MUHAMMADIYAH.OR.ID, BANDUNG—Sejak tahun 1972 dengan diterbitkannya Deklarasi Stockholm, Majelis Umum PBB menetapkan 5 juni sebagai Hari Lingkungan Hidup Sedunia. Menurut Ketua Divisi Lingkungan Hidup Lembaga Lingkungan Hidup dan Penanggulangan Bencana (LLHPB) Pimpinan Pusat ’Aisyiyah Hening Purwati Parlan, peringatan ini bertujuan untuk meningkatkan kesadaran masyarakat akan pentingnya lingkungan yang sehat serta ajakan untuk melestarikan bumi.
“Peringatan ini diharapkan bisa menggugah kepedulian manusia dan masyarakat untuk merawat lingkungan hidup yang cenderung semakin rusak,” ucap Hening dalam Gerakan Subuh Mengaji yang diselenggarakan ‘Aisyiyah Jawa Barat pada Senin (05/06).
Menurut Hening, Deklarasi Stockholm tahun 1972 menandai dialog pertama negara industri dan negara berkembang yang membahas pertumbuhan ekonomi, pengendalian pencemaran, dan kelangsungan hidup manusia di seluruh dunia. Indonesia termasuk negara yang memiliki kepedulian dengan kelestarian lingkungan hidup dengan diterbitkannya Undang-undang No. 4 tahun 1982 tentang Ketentuan-ketentuan Pokok Pengelolaan Lingkungan Hidup.

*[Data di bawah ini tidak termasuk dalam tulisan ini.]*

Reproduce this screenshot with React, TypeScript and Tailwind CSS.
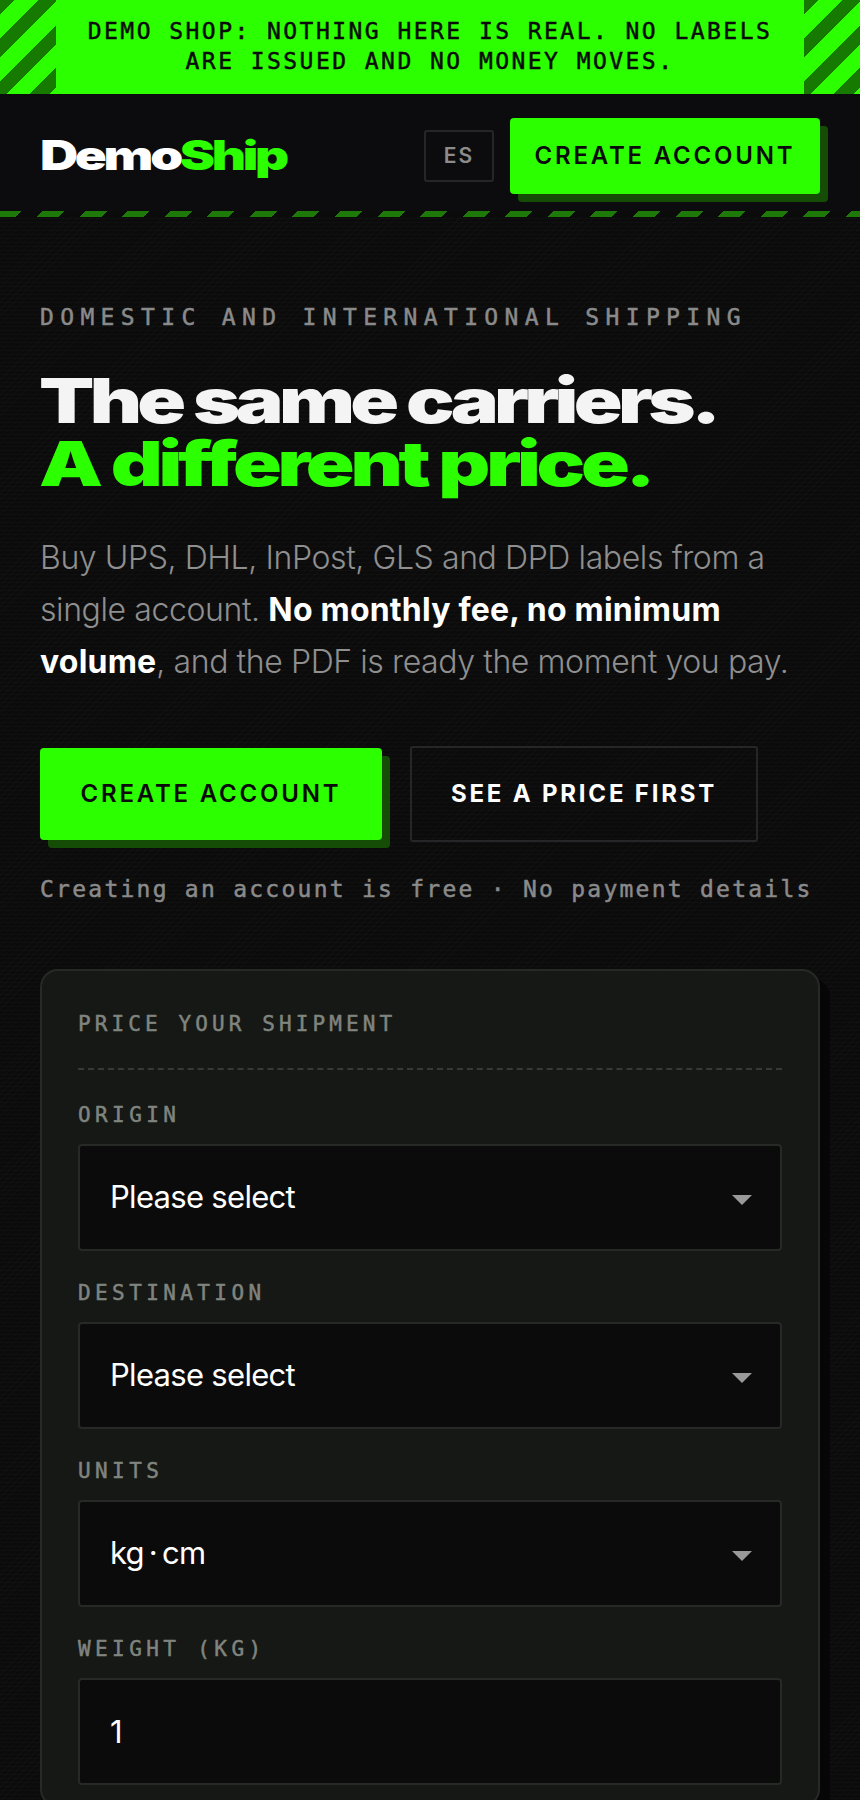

Peringatan Hari Lingkungan Hidup Sedunia 2023 mengambil tema “Beat Plastic Pollution”. Menurut Hening, tema ini menjadi pengingat bahwa tindakan masyarakat terhadap polusi plastik adalah hal yang penting agar para pihak baik pemerintah, kelompok bisnis, komunitas dan individu mengurangi pemakaian plastik serta mencegah terjadinya polusi plastik.
Celakanya ialah setiap orang menghasilkan sampah tapi tidak semua orang mau membuang sampah pada tempatnya. Alhasil, Indonesia menjadi salah satu produser sampah plastik terbanyak di dunia. Berdasarkan data Jambeck (2015), Indonesia berada di peringkat kedua dunia penghasil sampah plastik ke laut yang mencapai sebesar 187,2 juta ton setelah Cina yang mencapai 262,9 juta ton.
Dalam upaya mengurangi produksi sampah, Hening mengajak agar masyarakat meningkatkan pengetahuan literasi ekologi. Menurutnya, krisis ekologi terjadi berasal dari banyak faktor mulai politik, hukum, sosial, pendidikan, budaya, dan lain-lain. Krisis ekologi adalah buah dari hilangnya penghayatan manusia religius manusia terhadap alam. Kitab Suci Al Quran, misalnya, menyebutkan bahwa seluruh entitas di alam ini bertasbih memuji Allah Swt.
“Pada titik ini, alam dilihat oleh Kitab Suci sebagai entitas sakral. Namun, penghayatan ini telah diganti oleh pandangan antroposentris, yang menyatakan bahwa alam hanyalah komoditas ekonomi yang disediakan untuk memenuhi kebutuhan manusia,” ucap Hening.